SALVAGING THE CLASSICS

by Mark Fleischmann

Cab Calloway blasts out of ceiling mounted speakers in a mid-Manhattan studio while dozens of audiophiles listen intently. What's captured their ears is not the latest digital-whiz recording, but a scratchy 78 from the swing era. Thanks to a new system called Trusonic, the music has an extra spark.

The brainchild of Shelton Leigh Palmer, Trusonic is a computer-assisted digital-transfer process for removing noise and restoring musical information in old recordings. At the heart of the system is an IBM-compatible computer program that analyzes soundwaves. In each interval of a thousandth of a second, the program makes decisions about what should stay (music) and what should go (noise). "It knows the difference between room ambience and record grooves," says Palmer. "It kills surface noise, pops and clicks, and enriches the overall sound."

Killing disc-generated noise is necessary for two reasons. First, in the days before tape, most recordings were made on fragile acetate discs. Second, remastering engineers often must resort to sources other than the original time-ravaged acetate or tape; they must go to "stampers" (metal parts used to press records) or to factory copies of the discs.

Palmer and his musical consultant Steve A'Acquisto did comparison tests for the assembled audio aristocracy. First they played reissues on CD or LP. Then they played old 78s of the same recordings with and without Trusonic processing.

In most cases the Trusonic version sounded cleaner than the unprocessed 78 and more vibrant than the reissue. Loud volume peaks -- on voices, on massed brass -- came through without halos of distortion. We suddenly became aware of musicians playing, sending a message from the past.

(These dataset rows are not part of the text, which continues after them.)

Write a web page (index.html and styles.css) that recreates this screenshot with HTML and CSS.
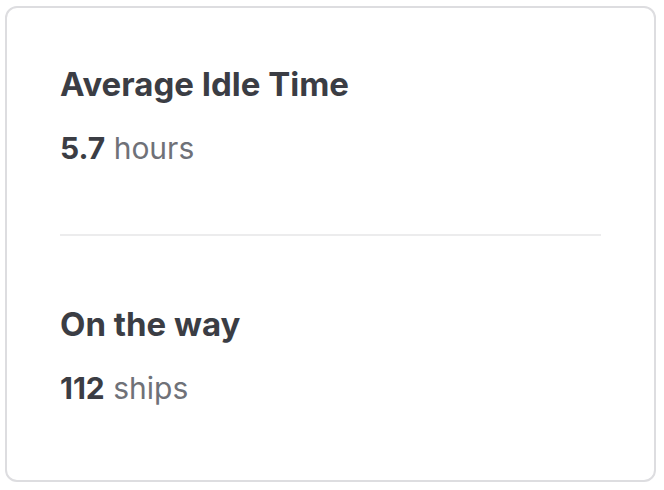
FILE: index.html
```html
<!DOCTYPE html>
<html>
<head>
<meta charset="utf-8">
<link rel="stylesheet" href="styles.css">
</head>
<body>
<div class="card">
  <section class="stat">
    <h2 class="stat-title">Average Idle Time</h2>
    <p class="stat-value"><span class="num">5.7</span> <span class="unit">hours</span></p>
  </section>
  <hr class="divider">
  <section class="stat">
    <h2 class="stat-title">On the way</h2>
    <p class="stat-value"><span class="num">112</span> <span class="unit">ships</span></p>
  </section>
</div>
</body>
</html>
```

FILE: styles.css
```css
html, body {
  margin: 0;
  padding: 0;
  background: #ffffff;
}
body {
  font-family: Inter, "Noto Sans", sans-serif;
  padding: 6px 8px 8px 5px;
}
.card {
  width: 651px;
  height: 476px;
  box-sizing: border-box;
  border: 2px solid #dddde0;
  border-radius: 12px;
  padding: 0 53px;
  display: flex;
  flex-direction: column;
}
.stat {
  padding: 56px 0 68px;
}
.divider + .stat {
  padding-top: 68px;
}
.stat-title {
  margin: 0;
  font-size: 33px;
  line-height: 40px;
  font-weight: 700;
  color: #3b3d44;
}
.stat-value {
  margin: 26px 0 0;
  font-size: 30px;
  line-height: 36px;
  color: #3b3d44;
}
.num {
  font-weight: 700;
}
.unit {
  color: #6f7178;
  font-weight: 400;
}
.divider {
  margin: 0;
  border: 0;
  border-top: 2px solid #ececed;
}
```
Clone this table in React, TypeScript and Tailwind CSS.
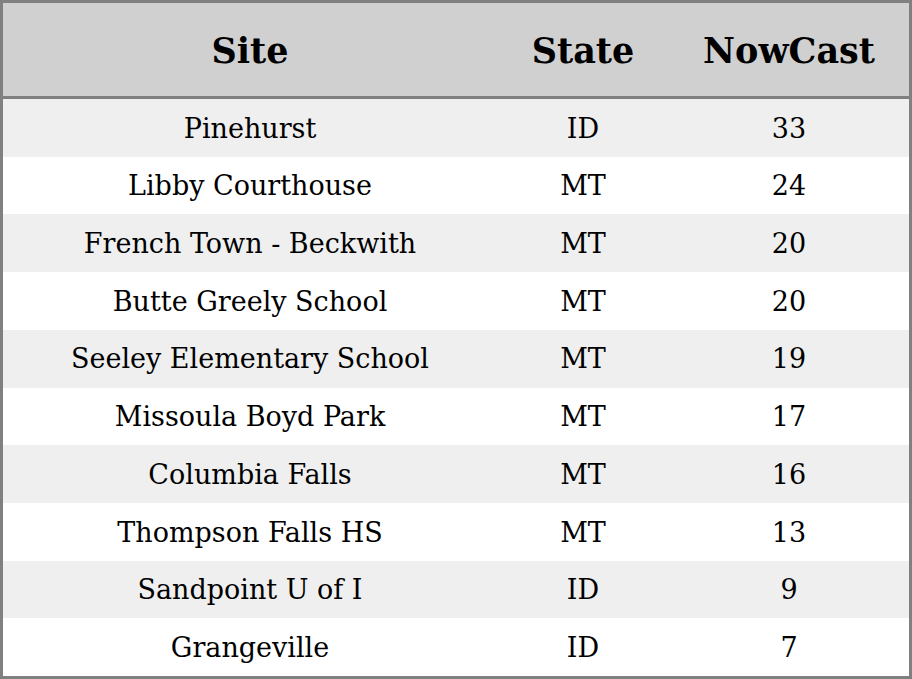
const rows: [string, string, string][] = [
  ['Pinehurst', 'ID', '33'],
  ['Libby Courthouse', 'MT', '24'],
  ['French Town - Beckwith', 'MT', '20'],
  ['Butte Greely School', 'MT', '20'],
  ['Seeley Elementary School', 'MT', '19'],
  ['Missoula Boyd Park', 'MT', '17'],
  ['Columbia Falls', 'MT', '16'],
  ['Thompson Falls HS', 'MT', '13'],
  ['Sandpoint U of I', 'ID', '9'],
  ['Grangeville', 'ID', '7'],
]

export default function App() {
  return (
    <div className="flex h-[679px] w-[912px] flex-col border-[3px] border-[#808080] font-['DejaVu_Serif',serif] text-black">
      {/* header */}
      <div className="flex h-[96px] shrink-0 items-center border-b-[3px] border-[#808080] bg-[#d0d0d0] pt-[3px] text-[35px] font-bold">
        <div className="w-[494px] text-center">Site</div>
        <div className="w-[172px] text-center">State</div>
        <div className="flex-1 text-center">NowCast</div>
      </div>

      {rows.map(([site, state, val], i) => (
        <div
          key={site}
          className={`flex flex-1 items-center pt-[2px] text-[27px] ${i % 2 === 0 ? 'bg-[#efefef]' : 'bg-white'}`}
        >
          <div className="w-[494px] text-center">{site}</div>
          <div className="w-[172px] text-center">{state}</div>
          <div className="flex-1 text-center">{val}</div>
        </div>
      ))}
    </div>
  )
}
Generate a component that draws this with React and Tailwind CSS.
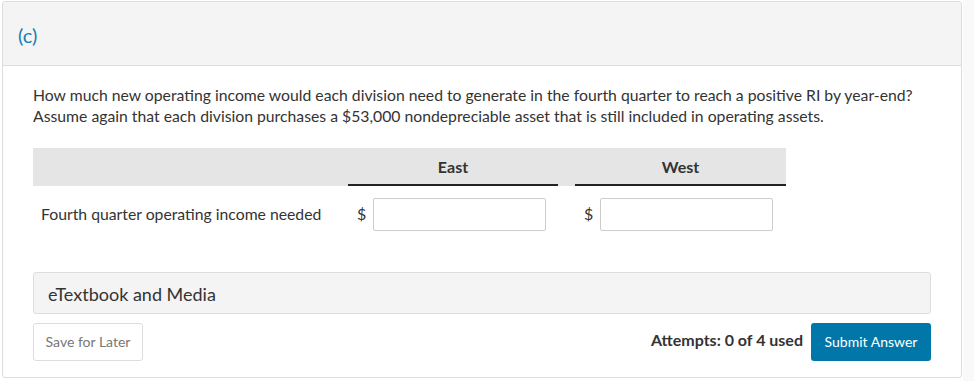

At least one knowledgable listener came away impressed enough to arrange further demos. Dennis Drake, chief engineer for PolyGram and veteran of many a digital-remastering session, calls Trusonic "a powerful tool. They have the technology. It remains to be seen how well they can use it."

Ironically, plain old human elbow grease may count in Palmer's favor as he and his associate, Clayton P. Knowles Jr., take orders for Trusonic mastering jobs. Says D'Acquisto, the problem with many remasterings is that they're done too quickly by people who don't care. "They say, 'Oh shit. I have to work on this old stuff again.' But to me, it's audio archaeology."